Мы вынуждены были подробно остановиться на этой теме, ибо будущие поколения, доколе существует наш язык, станут спрашивать: отчего был несчастен лорд Байрон?

А пока для нас еще есть "сегодня", мы адресуем этот вопрос самому высокородному поэту. Он был несправедлив по отношению к обществу, когда, покидая его, полагал, что оно целиком состоит из людей, радующихся его страданиям. Если в подобных случаях голос утешения звучит не так громко, как упреки и оскорбления, то происходит это лишь потому, что люди, стремящиеся примирить, дать сонет, предложить посредничество и утешить, целомудренны в проявлении своих чувств и опасаются усилить боль вместо того, чтобы ее успокоить. А тем временем являются пронырливые и назойливые люди, не знающие ни стыда, ни сочувствия, и своими наглыми взорами и грубыми криками отравляют уединение страдальца. Но боль, какую способны причинить эти насекомые, длится лишь до тех пор, пока рана свежа. Пусть тот, кого терзает горе, подчинится душевной дисциплине, предписанной религией и рекомендованной философией, и очень скоро шрам станет нечувствительным к их укусам. Лорд Байрон волен не любить общество, но общество любило его, быть может любовью недостаточно мудрой и проницательной, но такой сильной, на какую оно только способно.
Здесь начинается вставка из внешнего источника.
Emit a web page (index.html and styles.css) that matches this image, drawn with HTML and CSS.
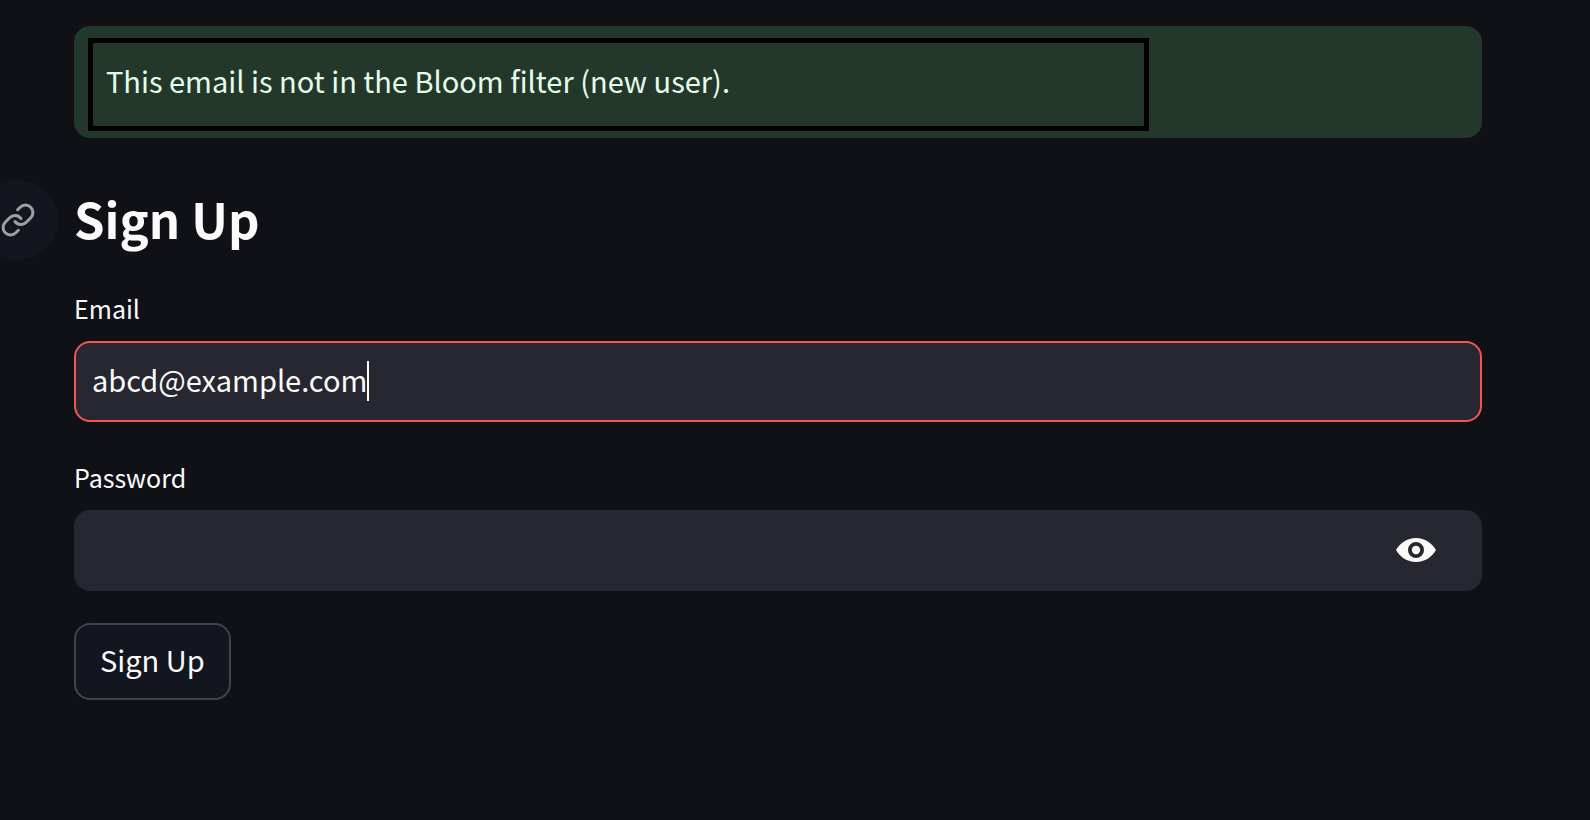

И многие, не принадлежащие к "свету" в общепринятом значении этого слова, напряженно думают о лорде Байроне; они страстно уповают на то, что он обратит свой могучий разум на борьбу со своими раздраженными чувствами и что ближайшие его труды отразят спокойствие духа, которое так необходимо для свободного и плодотворного проявления его блестящего таланта.

I decus, i nostrum, melioribus utere fatis, {*}

{* Шествуй, краса, шествуй, наша! Да лучшие

ведаешь судьбы (лат.).

(Перевод В. Брюсова.)}

КОММЕНТАРИИ

СТАТЬИ И ДНЕВНИКИ

Критические сочинения Вальтера Скотта занимают несколько томов. Сюда входят две большие монографии о Джоне Драйдене и Джонатане Свифте – историки литературы ссылаются на них и до сих пор, – а также статьи по теории романа и драмы, серия жизнеописаний английских романистов XVIII века, множество рецензий на произведения современных авторов и другие статьи, в частности по вопросам фольклористики.